This project classifies crop types from multi-temporal radar imagery using machine learning approaches.
The raw data sources used were:
- Sentinel-1 C-band VV/VH backscatter intensity rasters over an agricultural site spanning 3 months
- Point vector data with 10 crop labels randomly distributed over the site's farmland
The key Python packages used in this project are:
Data Manipulation and Analysis:
- pandas
- numpy
- xarray
- rioxarray (GeoPandas)
Machine Learning:
- scikit-learn
- TensorFlow/Keras
Model Evaluation:
- matplotlib
- seaborn
Geospatial Data Handling:
- planetary_computer
- rasterio
Preprocessing:
- MinMaxScaler
- StandardScaler
Model Training:
- LogisticRegression
- RandomForestClassifier
- RandomizedSearchCV (hyperparameter tuning)
Miscellaneous Utils:
- warnings
- time
- itertools
The core modeling pipeline relies on Scikit-Learn and Pandas for manipulation and preprocessing of array data, along with geospatial packages like rioxarray to handle satellite raster time series. The deep learning components leverage TensorFlow/Keras.
Hyperparameter tuning was done using RandomizedSearch from Scikit-Learn to find optimal model configurations for the random forest. Evaluation was based on accuracy metrics.
- Spatial Join: A spatial join between the crop labels and radar data extracted average VV/VH values for each farm's time series.
- Preprocessing: Reshaped to samples x timesteps. Relative vegetation index (RVI) computed for each time series.
- Train Test Split: 80-20 stratified split of farms to separate train and test sets.
Varying ML approaches were tested:
- 1D CNN on RVI
- 1D CNN on radar backscatter
- Random forest on backscatter
- Random forest on RVI
Hyperparameter tuning and cross validation were utilized.
Multiple models were evaluated based on accuracy on a held-out EY test set consisting of Sentinel-1 SAR data over unknown crop types.
The best performing model was a random forest classifier trained on engineered relative vegetation index (RVI) features, which achieved 85% accuracy at predicting crop types on the EY test data.
The next best model, a 1D CNN operating directly on the VV/VH time series, scored 10 percentage points lower at 75% accuracy.

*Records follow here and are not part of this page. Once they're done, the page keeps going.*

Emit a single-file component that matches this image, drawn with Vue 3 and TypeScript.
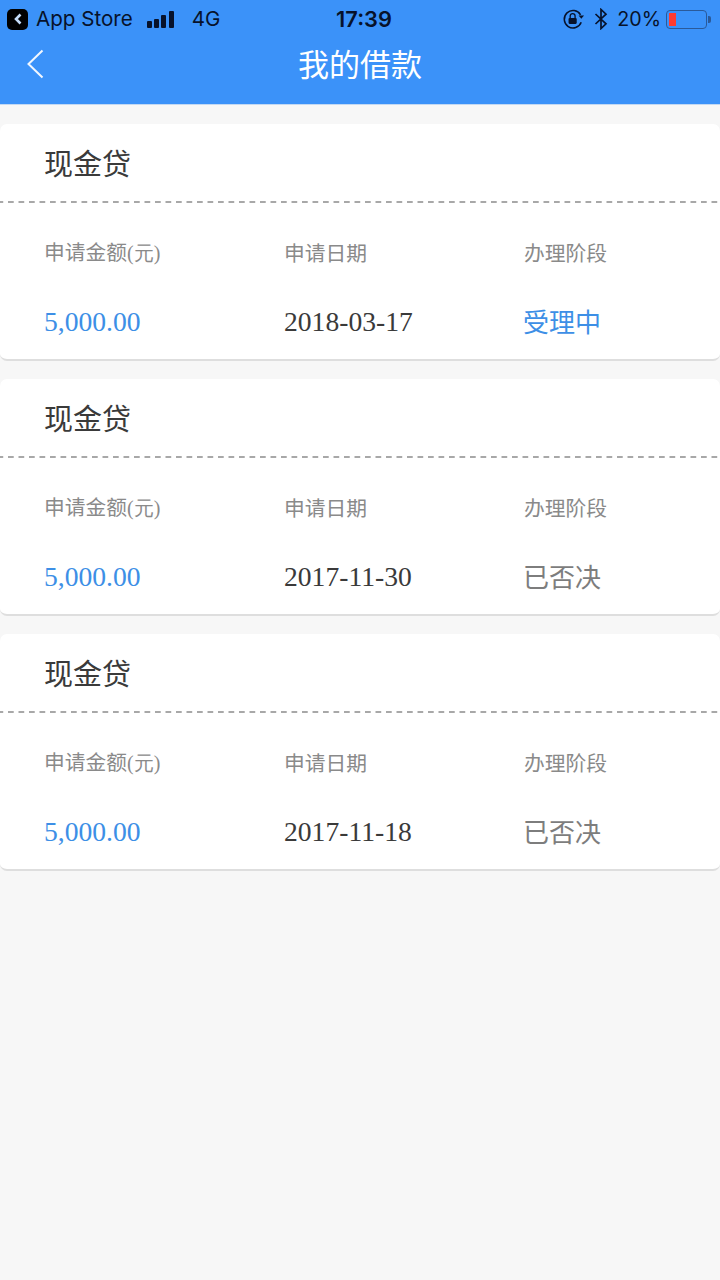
<script setup lang="ts">
interface Loan {
  date: string
  stage: string
  active: boolean
}
const loans: Loan[] = [
  { date: '2018-03-17', stage: '受理中', active: true },
  { date: '2017-11-30', stage: '已否决', active: false },
  { date: '2017-11-18', stage: '已否决', active: false },
]
</script>

<template>
  <div class="page">
    <header class="head">
      <div class="status">
        <div class="status-left">
          <span class="back-badge">
            <svg width="12" height="14" viewBox="0 0 12 14"><path d="M8.500 2.500 4 7l4.500 4.500" fill="none" stroke="#c4dcf9" stroke-width="2.600" /></svg>
          </span>
          <span class="st-text app">App Store</span>
          <span class="bars"><i class="b1"></i><i class="b2"></i><i class="b3"></i><i class="b4"></i></span>
          <span class="st-text net">4G</span>
        </div>
        <div class="time">17:39</div>
        <div class="status-right">
          <svg class="lock" width="24" height="22" viewBox="0 0 22 20">
            <path d="M17 6.200A8 8 0 1 0 17.600 13" fill="none" stroke="#07122b" stroke-width="1.400" />
            <path d="M15.200 7.800h5l-2.500 3z" fill="#07122b" transform="translate(0 -1)" />
            <rect x="6" y="9" width="7.500" height="5.500" rx="1" fill="#07122b" />
            <path d="M7.500 9V7.300a2.200 2.200 0 0 1 4.500 0V9" fill="none" stroke="#07122b" stroke-width="1.200" />
          </svg>
          <svg class="bt" width="14" height="22" viewBox="0 0 14 22">
            <path d="M1.500 6 12 15.800 7 20.500V1.500L12 6.200 1.500 16" fill="none" stroke="#07122b" stroke-width="1.700" />
          </svg>
          <span class="st-text pct">20%</span>
          <span class="battery"><span class="fill"></span></span>
          <span class="nub"></span>
        </div>
      </div>
      <div class="nav">
        <svg class="chev" width="18" height="30" viewBox="0 0 18 30"><path d="M16.500 1.500 2.500 15l14 13.500" fill="none" stroke="#f2f7fe" stroke-width="2" /></svg>
        <h1 class="title">我的借款</h1>
      </div>
    </header>

    <main class="list">
      <section v-for="loan in loans" :key="loan.date" class="card">
        <div class="card-head">
          <h2 class="card-title">现金贷</h2>
        </div>
        <div class="grid">
          <span class="label">申请金额<em>(元)</em></span>
          <span class="label">申请日期</span>
          <span class="label third">办理阶段</span>
          <span class="num blue">5,000.00</span>
          <span class="num">{{ loan.date }}</span>
          <span class="stage" :class="{ blue: loan.active }">{{ loan.stage }}</span>
        </div>
      </section>
    </main>
  </div>
</template>

<style>
html, body { margin: 0; background: #f7f7f7; }
</style>

<style scoped>
.page {
  width: 720px;
  height: 1280px;
  overflow: hidden;
  background: #f7f7f7;
  font-family: "Noto Sans CJK SC", "Liberation Sans", sans-serif;
}
.head {
  height: 104px;
  background: #3b92f9;
  border-bottom: 1px solid #c3d9f3;
}
.status {
  height: 38px;
  display: grid;
  grid-template-columns: 1fr auto 1fr;
  align-items: center;
  color: #07122b;
}
.status-left, .status-right { display: flex; align-items: center; }
.status-right { justify-content: flex-end; }
.st-text {
  font-family: Inter, "Liberation Sans", sans-serif;
  font-size: 20.600px;
  line-height: 24px;
}
.back-badge {
  width: 21px;
  height: 21px;
  margin-left: 7px;
  border-radius: 5px;
  background: #000;
  display: flex;
  align-items: center;
  justify-content: center;
}
.app { margin-left: 8px; }
.bars { display: flex; align-items: flex-end; gap: 2.300px; margin-left: 14px; height: 17px; }
.bars i { width: 5px; background: #07122b; border-radius: 1px; display: block; }
.b1 { height: 7px; }
.b2 { height: 9px; }
.b3 { height: 13px; }
.b4 { height: 17px; }
.net { margin-left: 18px; }
.time {
  margin-left: 8px;
  font-family: Inter, "Liberation Sans", sans-serif;
  font-size: 21.800px;
  font-weight: 600;
}
.lock { margin-right: 8px; }
.bt { margin-right: 9px; }
.pct { margin-right: 5px; font-size: 19.700px; }
.battery {
  width: 41px;
  height: 19px;
  box-sizing: border-box;
  border: 1.500px solid #2a5a9a;
  border-radius: 4px;
  padding: 2px 2px;
  display: flex;
}
.fill { width: 7px; background: #ff3b30; display: block; }
.nub { width: 3px; height: 7px; margin: 0 9px 0 1px; background: #2a5a9a; border-radius: 0 2px 2px 0; }
.nav {
  box-sizing: border-box;
  height: 66px;
  padding-bottom: 16px;
  position: relative;
  display: flex;
  align-items: center;
  justify-content: center;
}
.chev { position: absolute; left: 26px; top: 11px; }
.title {
  margin: 0;
  color: #fff;
  font-size: 31px;
  font-weight: 400;
  line-height: 50px;
}
.list {
  display: flex;
  flex-direction: column;
  gap: 18px;
  padding-top: 19px;
}
.card {
  height: 237px;
  box-sizing: border-box;
  background: #fff;
  border-radius: 7px;
  border-bottom: 2px solid #dedede;
}
.card-head {
  box-sizing: border-box;
  height: 79px;
  padding: 16px 0 0 44px;
  background-image: linear-gradient(90deg, #a8a8a8 6px, transparent 6px);
  background-size: 10.500px 2px;
  background-position: -2.500px 77px;
  background-repeat: repeat-x;
}
.card-title {
  margin: 0;
  color: #3a3a3a;
  font-size: 29px;
  font-weight: 400;
  line-height: 44px;
}
.grid {
  display: grid;
  grid-template-columns: 240px 239px 1fr;
  grid-template-rows: 70px 70px;
  padding: 0 0 0 44px;
  align-items: center;
}
.label { color: #8a8a8a; font-size: 20.750px; padding-top: 28px; line-height: 36px; }
.third { padding-left: 1px; }
.label em { font-style: normal; font-family: "Liberation Serif", serif; font-size: 20px; }
.num {
  font-family: "Liberation Serif", serif;
  font-size: 27.600px;
  color: #3a3a3a;
  padding-top: 28px;
  line-height: 36px;
}
.stage {
  font-size: 26px;
  color: #7d7d7d;
  padding-top: 26px;
  line-height: 36px;
}
.num.blue, .stage.blue { color: #3d8fe6; }
</style>
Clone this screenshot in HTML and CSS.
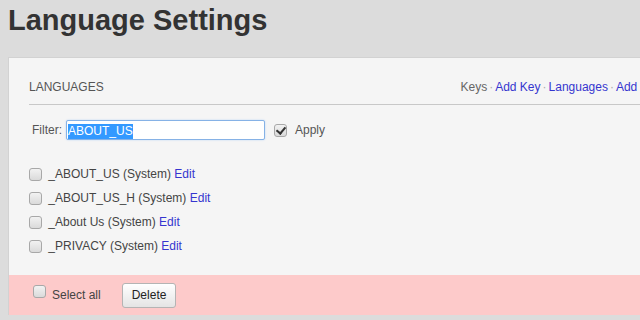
FILE: index.html
```html
<!DOCTYPE html>
<html lang="en">
<head>
  <meta charset="UTF-8">
  <meta name="viewport" content="width=device-width, initial-scale=1.0">
  <title>Language Settings</title>
  <link rel="stylesheet" href="styles.css">
</head>
<body>
  <div class="page">
    <h1 class="page-title">Language Settings</h1>

    <div class="panel">
      <div class="panel-body">
        <div class="panel-head">
          <span class="panel-title">LANGUAGES</span>
          <div class="panel-links">
            <span class="current">Keys</span><span class="sep">&middot;</span><a href="#">Add Key</a><span class="sep">&middot;</span><a href="#">Languages</a><span class="sep">&middot;</span><a href="#">Add Language</a>
          </div>
        </div>

        <div class="filter">
          <label class="filter-label">Filter:</label>
          <div class="filter-input"><span class="selected">ABOUT_US</span></div>
          <input type="checkbox" class="cb cb-apply" checked>
          <span class="filter-apply">Apply</span>
        </div>

        <ul class="key-list">
          <li><input type="checkbox" class="cb"> _ABOUT_US (System) <a href="#">Edit</a></li>
          <li><input type="checkbox" class="cb"> _ABOUT_US_H (System) <a href="#">Edit</a></li>
          <li><input type="checkbox" class="cb"> _About Us (System) <a href="#">Edit</a></li>
          <li><input type="checkbox" class="cb"> _PRIVACY (System) <a href="#">Edit</a></li>
        </ul>
      </div>

      <div class="panel-foot">
        <input type="checkbox" class="cb cb-all">
        <span class="select-all">Select all</span>
        <button class="btn">Delete</button>
      </div>
    </div>
  </div>
</body>
</html>
```

FILE: styles.css
```css
html, body { margin: 0; overflow: hidden; }
body { background: #dcdcdc; font-family: "Liberation Sans", Arial, sans-serif; font-size: 12px; color: #444; }
a { color: #3535cf; text-decoration: none; }

.page { padding: 0 8px; }
.page-title { margin: 4px 0 0; font-size: 29px; line-height: 33px; font-weight: bold; color: #333; }

.panel { margin-top: 20px; width: 708px; background: #f5f5f5; border: 1px solid #d2d2d2; border-bottom: none; box-sizing: border-box; }
.panel-body { padding: 21px 21px 17px 20px; }

.panel-head { display: flex; justify-content: space-between; line-height: 16px; padding-bottom: 9px; border-bottom: 1px solid #c8c8c8; }
.panel-title { color: #555; }
.panel-links { white-space: nowrap; }
.panel-links .current { color: #666; }
.panel-links .sep { color: #aaa; padding: 0 2px; }

.filter { display: flex; align-items: center; margin-top: 15px; padding-left: 3px; color: #555; }
.filter-label { margin-right: 4px; }
.filter-input { width: 199px; height: 20px; box-sizing: border-box; padding: 3px 1px 0; background: #fff; border: 1px solid #86b2e6; border-radius: 2px; box-shadow: 0 0 2px #b8d4f5; }
.filter-input .selected { display: inline-block; line-height: 15px; background: #3399ff; color: #fff; }
.filter-apply { margin-left: 8px; }

.cb { appearance: none; -webkit-appearance: none; width: 13px; height: 13px; margin: 0; border: 1px solid #a8a8a8; border-radius: 3px; background: linear-gradient(#f2f2f2, #dadada); box-sizing: border-box; position: relative; flex: none; }
.cb:checked::after { content: ""; position: absolute; left: 3px; top: 0px; width: 4px; height: 7px; border: solid #333; border-width: 0 2px 2px 0; transform: rotate(40deg); }
.cb-apply { margin-left: 9px; }

.key-list { list-style: none; margin: 22px 0 0; padding: 0; color: #444; }
.key-list li { display: flex; align-items: center; height: 24px; white-space: pre; }
.key-list .cb { margin: 0 3px 0 0; }

.panel-foot { display: flex; align-items: center; height: 40px; padding-left: 24px; background: #fdcaca; color: #444; }
.cb-all { margin-bottom: 7px; }
.select-all { margin-left: 6px; }
.btn { margin-left: 21px; height: 25px; padding: 0 9px; font-family: inherit; font-size: 12px; color: #222; background: linear-gradient(#ffffff, #e4e4e4); border: 1px solid #b4b4b4; border-radius: 3px; cursor: pointer; }
```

The high performance of the RF+RVI approach can be attributed to:
- The derived polarization ratios captured in RVI provide meaningful geospatial features
- Ensemble modeling reduces overfitting compared to deep CNNs
- Interpretability of RFs allows analysis of important variables
Given the significant jump in accuracy on external industry data, the RF+RVI approach shows good generalization ability even with limited training samples. This model has been saved for real-world crop type mapping applications.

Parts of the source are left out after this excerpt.